Google Releases Lumiere – A Tool Advancing AI Video Generation

Google has recently introduced Lumiere, a new text-to-video diffusion model designed to address challenges in video synthesis. Unlike existing models that struggle with realistic and coherent motion, Lumiere employs a Space-Time U-Net architecture, which will completely change the way videos are generated currently.

 

The Space-Time U-Net Architecture

 

Lumiere’s distinctive Space-Time U-Net architecture allows for the generation of entire videos in a single pass, eliminating the need for synthesising distant keyframes followed by temporal super-resolution. This innovative approach enhances global temporal consistency, a key factor in achieving lifelike and diverse motion in videos.

Traditional AI video generation tools, such as Runway, Pika, and Stability AI, often face challenges in creating extended, realistic motion. Lumiere addresses this limitation by directly generating full-frame-rate, low-resolution videos, setting it apart from its predecessors.

 

Lumiere’s Key Features

 

Text-to-Video Capabilities:

Lumiere excels in generating videos from textual inputs, a feat that has posed challenges in the AI video creation landscape. This feature opens doors for creative content generation based on text descriptions.

Multimodal Versatility:

Going beyond text inputs, Lumiere demonstrates multimodal capabilities, making it compatible with various inputs, including images. This versatility positions Lumiere as a powerful tool for a range of applications.
 

 
Advanced Editing Options:

Lumiere supports advanced features such as video inpainting and cinemagraph creation. This expands the possibilities of creative video editing, allowing users to enhance and modify generated content.

The model’s effectiveness lies in its ability to create 5-second videos in a single process, avoiding the common approach of stitching together smaller frames. Lumiere’s Space-Time U-Net architecture understands the spatial arrangement of elements in a video and their simultaneous movement, achieving realistic and coherent motion effortlessly.

 

How Will Lumiere Work?

 

Traditional AI video generators often struggle with creating realistic motion over extended durations. They typically generate keyframes first and then fill in the gaps using temporal super-resolution, leading to inconsistencies. In contrast, Lumiere’s STUNet architecture allows for more realistic and coherent motion by generating the entire video at once.

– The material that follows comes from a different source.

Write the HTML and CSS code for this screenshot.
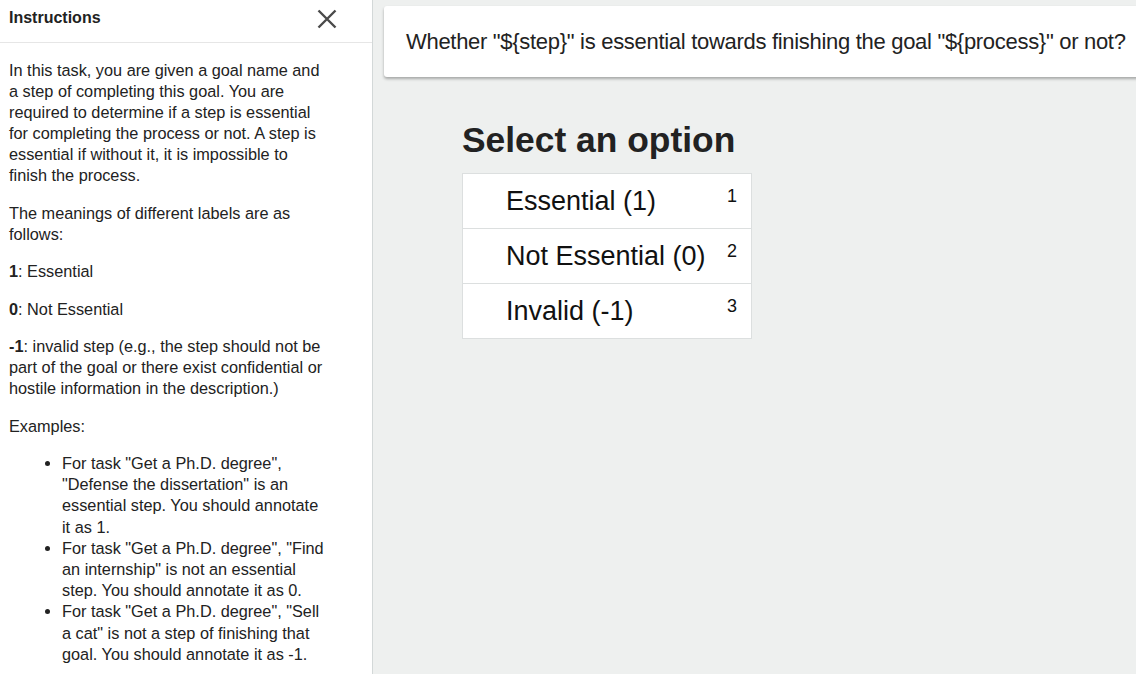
FILE: index.html
```html
<!DOCTYPE html>
<html>
<head>
<meta charset="utf-8">
<link rel="stylesheet" href="styles.css">
</head>
<body>
<div class="page">
  <aside class="sidebar">
    <div class="sidebar-header">
      <span class="sidebar-title">Instructions</span>
      <svg class="close" width="20" height="20" viewBox="0 0 20 20"><path d="M1.5 1.5 L18.5 18.5 M18.5 1.5 L1.5 18.5" stroke="#4a4a4a" stroke-width="2.4" fill="none"/></svg>
    </div>
    <div class="sidebar-body">
      <p>In this task, you are given a goal name and a step of completing this goal. You are required to determine if a step is essential for completing the process or not. A step is essential if without it, it is impossible to finish the process.</p>
      <p>The meanings of different labels are as follows:</p>
      <p><b>1</b>: Essential</p>
      <p><b>0</b>: Not Essential</p>
      <p><b>-1</b>: invalid step (e.g., the step should not be part of the goal or there exist confidential or hostile information in the description.)</p>
      <p>Examples:</p>
      <ul>
        <li>For task "Get a Ph.D. degree", "Defense the dissertation" is an essential step. You should annotate it as 1.</li>
        <li>For task "Get a Ph.D. degree", "Find an internship" is not an essential step. You should annotate it as 0.</li>
        <li>For task "Get a Ph.D. degree", "Sell a cat" is not a step of finishing that goal. You should annotate it as -1.</li>
      </ul>
    </div>
  </aside>
  <main class="main">
    <div class="question-card">Whether "${step}" is essential towards finishing the goal "${process}" or not?</div>
    <div class="choices">
      <h2 class="choices-title">Select an option</h2>
      <div class="options">
        <div class="option"><span class="option-label">Essential (1)</span><span class="hotkey">1</span></div>
        <div class="option"><span class="option-label">Not Essential (0)</span><span class="hotkey">2</span></div>
        <div class="option"><span class="option-label">Invalid (-1)</span><span class="hotkey">3</span></div>
      </div>
    </div>
  </main>
</div>
</body>
</html>
```
FILE: styles.css
```css
* { box-sizing: border-box; }
html, body { margin: 0; padding: 0; height: 100%; }
body {
  font-family: "Liberation Sans", Arial, sans-serif;
  color: #222;
  overflow: hidden;
}
.page {
  display: flex;
  height: 674px;
}
.sidebar {
  width: 373px;
  flex: none;
  background: #fff;
  border-right: 1px solid #d3d8d8;
  overflow: hidden;
}
.sidebar-header {
  height: 43px;
  border-bottom: 1px solid #e6e6e6;
  display: flex;
  align-items: center;
  justify-content: space-between;
  padding: 0 35px 0 9px;
}
.sidebar-title {
  font-weight: bold;
  font-size: 16px;
  color: #222;
  margin-top: -6px;
}
.close { margin-top: -5px; }
.sidebar-body {
  padding: 17px 44px 0 9px;
  font-size: 16.3px;
  line-height: 21px;
  color: #222;
}
.sidebar-body p { margin: 0 0 16.5px; }
.sidebar-body ul {
  margin: 0;
  padding-left: 53px;
}
.sidebar-body li { line-height: 21.2px; }
.main {
  flex: 1;
  background: #eef0ef;
  overflow: hidden;
  padding: 6px 0 0 11px;
}
.question-card {
  background: #fff;
  height: 71px;
  margin-right: -30px;
  padding: 0 22px;
  display: flex;
  align-items: center;
  font-size: 22px;
  letter-spacing: -0.3px;
  color: #222;
  border-radius: 3px;
  box-shadow: 0 2px 3px rgba(0,0,0,0.3);
  white-space: nowrap;
}
.choices {
  margin: 42px 0 0 78px;
}
.choices-title {
  margin: 0 0 12px;
  font-size: 35.4px;
  font-weight: bold;
  color: #222;
  line-height: 42px;
}
.options {
  width: 290px;
  border: 1px solid #dcdfdf;
  background: #fff;
}
.option {
  display: flex;
  justify-content: space-between;
  align-items: flex-start;
  height: 55px;
  padding: 0 14px 0 43px;
  border-bottom: 1px solid #dcdfdf;
}
.option:last-child { border-bottom: none; height: 54px; }
.option-label {
  font-size: 27px;
  line-height: 54px;
  color: #111;
}
.hotkey {
  font-size: 18px;
  margin-top: 12px;
  color: #111;
}
```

While Lumiere’s research paper has been released, the model is not yet available for public use. Google is expected to make Lumiere accessible in the future, allowing users to test its capabilities firsthand. Stay tuned for updates, as we’ll provide a getting started tutorial once the model is publicly available.

 

Societal Impact Considerations

 

Like all tech, especially with AI, its important to still acknowledge the possibilities for misuse. Google emphasizes the importance of developing tools to detect biases and prevent malicious use of Lumiere. The primary goal is to empower users, ensuring safe and fair utilization of the technology for creative purposes while safeguarding against the creation of fake or harmful content.

With Lumiere leading the way, 2024 is poised to be a significant year for AI video generators. The innovative Space-Time U-Net architecture sets Lumiere apart from its counterparts, promising a leap forward in the realistic portrayal of motion in synthesized videos.